Workload placement is often the first pressure point, as different AI tasks have distinct requirements. In manufacturing environments, real-time quality inspection needs to run at the edge for low latency, while model training remains centralised and employee copilots run on AI PCs, creating a mix of workloads that must be coordinated across environments.
As Yao notes, “In situations without clear governance, teams often default to the cloud, driving up cost and latency, or distribute workloads inefficiently, leading to inconsistent performance.” The result is uneven system behaviour, where cost, speed, and reliability are not optimised together, and where infrastructure choices are driven more by convenience or uncertainty than by workload fit.
Energy and performance constraints add another layer of complexity, particularly as continuous AI inferencing places sustained pressure on distributed infrastructure. General-purpose systems often struggle to maintain efficiency at this level, which is why purpose-built approaches, such as Lenovo Neptune liquid cooling, are becoming increasingly relevant for large-scale deployments.
The operating model, however, tends to be the deeper constraint. Hybrid AI cuts across IT, operations, and business teams, but ownership is often fragmented, and even with the right architecture in place, adoption can stall if workflows are not redesigned to support how AI systems are actually used.
Yao highlights this in practical terms by pointing to digital workplace deployments, where technology rollout alone is not enough. The full value depends on how well organisations redesign processes, support adoption, and adapt user behaviour alongside the system itself. This reinforces the point that deployment alone is insufficient without corresponding changes in how teams work.
Hybrid AI delivers value when workload strategy, infrastructure, and operating models are managed together rather than in isolation, because weaknesses in any one of those areas can slow adoption even when the rest of the system is in place.
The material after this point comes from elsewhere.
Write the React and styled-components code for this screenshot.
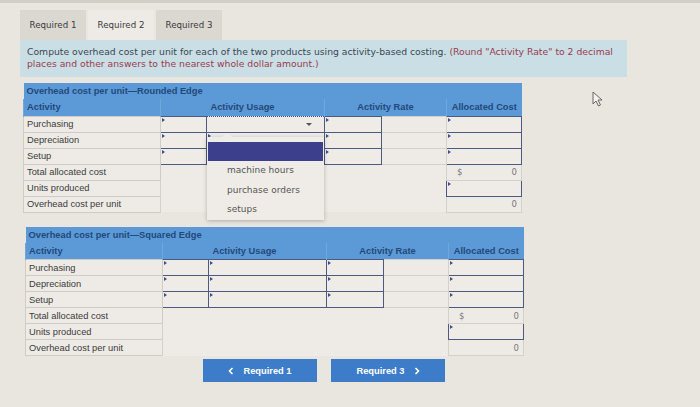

Designing for production from the start
Organisations that successfully scale AI tend to follow a consistent approach, designing pilots with production realities in mind from the outset by embedding governance early, aligning AI initiatives with business workflows, and investing in operational foundations before deployment.
The focus, therefore, shifts from proving that a model works to designing systems that operate reliably within existing constraints. That means addressing data quality, integration complexity, and organisational readiness alongside technical performance, so that deployment is shaped by the realities of existing workflows rather than by the assumptions of a controlled pilot.
Without this, organisations risk building a growing backlog of promising pilots that fail to deliver sustained business impact. The gap between experimentation and execution does not close on its own, and narrowing it requires treating model capability, infrastructure, and operating models as interconnected parts of a single system.
For enterprises looking to scale AI in a meaningful way, production readiness has to be built in from day one rather than retrofitted after a pilot succeeds.